Bayangan tentang kemiskinan yang mencekik diatasi dengan industri yang berbasis nasional. Industri raksasa yang sahamnya dikuasai dan dimiliki oleh rakyat. Kesehatan yang buruk dipecahkan melalui fakultas kedokteran yang gratis; asuransi kesehatan untuk semua rakyat; rumah sakit yang berbasis tanggung jawab. Repotnya mereka berdiri di bawah bendera sosialis. Ajaran yang ternyata tidak roboh. Ideologi yang nyatanya masih perkasa. Mungkin keyakinan itu yang membuat kapitalisme jadi memalukan. Ideologi yang dipertahankan dengan cara-cara keji. Termasuk disini dengan cara menuduh semua kekuatan kritis sebagai kiri. Tentu sang penuduh agak terlambat membaca tanda-tanda zaman. Mereka tak tahu di negeri yang seperti itulah kini kesejahteraan dan jaminan orang miskin berlaku. Di negeri seperti itulah Amerika, Israel tak sekedar dibakar benderanya. Mereka ramai-ramai menunjukkan pembangkangan dengan menerapkan sistem sosialisme. Makanya kemarahan pada kiri, bukan hanya tampak naif, tapi diam-diam merekalah budak setia Amerika.

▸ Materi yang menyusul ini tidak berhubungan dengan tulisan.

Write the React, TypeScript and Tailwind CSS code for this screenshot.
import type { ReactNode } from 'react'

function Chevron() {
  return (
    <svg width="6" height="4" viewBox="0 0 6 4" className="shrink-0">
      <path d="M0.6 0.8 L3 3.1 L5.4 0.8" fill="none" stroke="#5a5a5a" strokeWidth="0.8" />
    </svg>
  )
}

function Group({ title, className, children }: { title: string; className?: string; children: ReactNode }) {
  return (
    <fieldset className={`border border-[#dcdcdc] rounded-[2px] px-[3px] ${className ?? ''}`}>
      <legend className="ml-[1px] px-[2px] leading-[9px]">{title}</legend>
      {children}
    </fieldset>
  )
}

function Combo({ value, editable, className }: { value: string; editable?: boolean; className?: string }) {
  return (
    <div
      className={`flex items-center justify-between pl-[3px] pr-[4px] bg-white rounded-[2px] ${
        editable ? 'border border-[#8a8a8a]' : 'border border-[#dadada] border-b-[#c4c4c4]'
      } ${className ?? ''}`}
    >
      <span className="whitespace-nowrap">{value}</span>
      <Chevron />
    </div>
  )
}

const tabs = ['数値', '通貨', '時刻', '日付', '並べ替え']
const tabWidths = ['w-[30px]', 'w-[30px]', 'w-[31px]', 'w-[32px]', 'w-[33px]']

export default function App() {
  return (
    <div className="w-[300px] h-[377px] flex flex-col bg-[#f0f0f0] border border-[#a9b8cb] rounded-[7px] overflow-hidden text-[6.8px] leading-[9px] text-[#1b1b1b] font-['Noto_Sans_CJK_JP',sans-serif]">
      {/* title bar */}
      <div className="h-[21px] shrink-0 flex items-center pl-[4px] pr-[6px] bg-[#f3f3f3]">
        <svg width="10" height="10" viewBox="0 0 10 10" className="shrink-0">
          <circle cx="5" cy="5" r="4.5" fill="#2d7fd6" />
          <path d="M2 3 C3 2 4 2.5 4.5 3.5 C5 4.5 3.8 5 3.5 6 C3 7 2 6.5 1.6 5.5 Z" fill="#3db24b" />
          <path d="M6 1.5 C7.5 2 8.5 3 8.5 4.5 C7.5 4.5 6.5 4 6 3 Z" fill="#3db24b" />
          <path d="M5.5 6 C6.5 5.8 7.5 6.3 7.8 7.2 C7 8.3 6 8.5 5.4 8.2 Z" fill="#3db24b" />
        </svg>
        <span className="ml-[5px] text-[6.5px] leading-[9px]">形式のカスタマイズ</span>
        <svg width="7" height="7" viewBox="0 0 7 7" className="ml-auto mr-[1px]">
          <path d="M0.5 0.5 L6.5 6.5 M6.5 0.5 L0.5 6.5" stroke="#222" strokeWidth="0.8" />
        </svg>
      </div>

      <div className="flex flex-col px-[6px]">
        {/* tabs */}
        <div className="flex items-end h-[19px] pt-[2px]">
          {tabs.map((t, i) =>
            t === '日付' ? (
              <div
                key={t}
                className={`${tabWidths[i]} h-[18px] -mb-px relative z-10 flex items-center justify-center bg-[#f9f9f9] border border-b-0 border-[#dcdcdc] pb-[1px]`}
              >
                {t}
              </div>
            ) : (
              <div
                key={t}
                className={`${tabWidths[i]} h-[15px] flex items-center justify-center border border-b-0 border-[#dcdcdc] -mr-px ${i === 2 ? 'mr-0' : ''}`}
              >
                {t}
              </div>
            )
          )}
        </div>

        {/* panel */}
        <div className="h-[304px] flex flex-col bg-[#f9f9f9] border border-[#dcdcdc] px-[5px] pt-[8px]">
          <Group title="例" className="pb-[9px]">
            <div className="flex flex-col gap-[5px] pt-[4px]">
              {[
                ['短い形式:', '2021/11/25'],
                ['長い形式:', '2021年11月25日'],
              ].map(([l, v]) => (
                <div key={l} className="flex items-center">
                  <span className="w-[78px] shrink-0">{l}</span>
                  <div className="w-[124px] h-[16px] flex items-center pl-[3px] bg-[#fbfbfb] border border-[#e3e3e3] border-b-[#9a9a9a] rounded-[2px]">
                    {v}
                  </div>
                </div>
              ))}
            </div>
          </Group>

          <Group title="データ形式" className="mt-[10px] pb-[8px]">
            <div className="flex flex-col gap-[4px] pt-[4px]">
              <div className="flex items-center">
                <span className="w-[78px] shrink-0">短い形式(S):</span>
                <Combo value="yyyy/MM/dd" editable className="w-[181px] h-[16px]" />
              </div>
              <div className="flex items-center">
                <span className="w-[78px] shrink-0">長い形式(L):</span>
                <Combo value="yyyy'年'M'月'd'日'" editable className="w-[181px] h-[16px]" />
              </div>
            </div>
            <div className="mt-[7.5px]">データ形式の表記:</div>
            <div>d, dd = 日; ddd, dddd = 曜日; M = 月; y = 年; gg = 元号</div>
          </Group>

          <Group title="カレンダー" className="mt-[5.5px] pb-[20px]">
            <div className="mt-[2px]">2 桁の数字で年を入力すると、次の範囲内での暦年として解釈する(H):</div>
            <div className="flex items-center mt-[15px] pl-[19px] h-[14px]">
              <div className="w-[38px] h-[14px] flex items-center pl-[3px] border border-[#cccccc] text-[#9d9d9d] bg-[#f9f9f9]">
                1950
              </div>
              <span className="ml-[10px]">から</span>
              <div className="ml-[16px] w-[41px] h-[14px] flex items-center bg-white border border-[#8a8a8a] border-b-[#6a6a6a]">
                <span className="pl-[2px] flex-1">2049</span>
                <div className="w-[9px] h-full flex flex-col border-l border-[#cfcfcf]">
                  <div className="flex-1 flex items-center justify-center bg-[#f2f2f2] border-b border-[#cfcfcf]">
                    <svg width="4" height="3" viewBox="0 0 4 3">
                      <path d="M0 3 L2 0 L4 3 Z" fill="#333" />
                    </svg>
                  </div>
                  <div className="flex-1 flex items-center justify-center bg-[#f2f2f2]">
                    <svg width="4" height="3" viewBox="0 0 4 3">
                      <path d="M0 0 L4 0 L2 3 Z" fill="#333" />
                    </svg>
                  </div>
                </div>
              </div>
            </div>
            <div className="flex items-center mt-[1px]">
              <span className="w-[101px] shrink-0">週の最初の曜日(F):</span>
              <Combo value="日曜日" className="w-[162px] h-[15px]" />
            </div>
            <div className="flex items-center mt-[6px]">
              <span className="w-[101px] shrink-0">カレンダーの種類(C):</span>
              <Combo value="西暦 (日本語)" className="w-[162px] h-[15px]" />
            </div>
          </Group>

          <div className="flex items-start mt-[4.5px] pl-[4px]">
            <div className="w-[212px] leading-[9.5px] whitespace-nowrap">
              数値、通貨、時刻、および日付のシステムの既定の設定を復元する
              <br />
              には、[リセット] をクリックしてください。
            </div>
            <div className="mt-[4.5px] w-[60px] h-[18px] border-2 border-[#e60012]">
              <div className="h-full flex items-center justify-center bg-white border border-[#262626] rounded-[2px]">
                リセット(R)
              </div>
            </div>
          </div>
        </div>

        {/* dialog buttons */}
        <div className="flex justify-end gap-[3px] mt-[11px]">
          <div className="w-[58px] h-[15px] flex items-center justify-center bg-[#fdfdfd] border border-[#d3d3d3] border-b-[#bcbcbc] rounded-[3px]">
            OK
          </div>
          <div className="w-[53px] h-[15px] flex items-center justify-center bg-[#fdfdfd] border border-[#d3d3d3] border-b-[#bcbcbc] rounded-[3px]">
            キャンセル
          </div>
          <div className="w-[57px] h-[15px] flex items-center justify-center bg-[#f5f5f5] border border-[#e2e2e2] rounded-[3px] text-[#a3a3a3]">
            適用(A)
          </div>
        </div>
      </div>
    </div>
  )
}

Andai begitu alangkah malangnya negeri ini. Penduduknya pengecut dan penguasanya munafik. Lihat saja yang terjadi di Pasuruan: rakyat yang bayar pajak digunakan untuk beli peluru. Peluru itu kembali ke rakyat dengan cara sadis. Hanya di Palestina seorang anak dibantai oleh peluru; kini kenyataan itu berlangsung disini. Ibu dan anak di Pasuruan tertembus peluru militer. Kenyataan buram yang membuat kita semua terdiam dan kemudian hanya bisa tercenung lama. Kita yang salah menjadi rakyat atau memang kebusukan para penguasanya. Secara perlahan kita tak hanya butuh doa, tapi tindakan. Ajak para pemimpin Amerika Latin kesini dan minta mereka memberi khutbah. Khutbah tentang kesejahteraan; keberanian dan martabat. Persis sebagaimana yang diucapkan oleh Evo Moralez : "Kita harus mendirikan negeri yang bermartabat, negeri dimana rakyatnya yang miskin dilindungi, dihargai dan dimuliakan". Betapa agung pidato itu kalau yang membunyikan adalah pemimpin kita. Sayang: saya, anda dan kita semua tidak tinggal di Amerika Latin!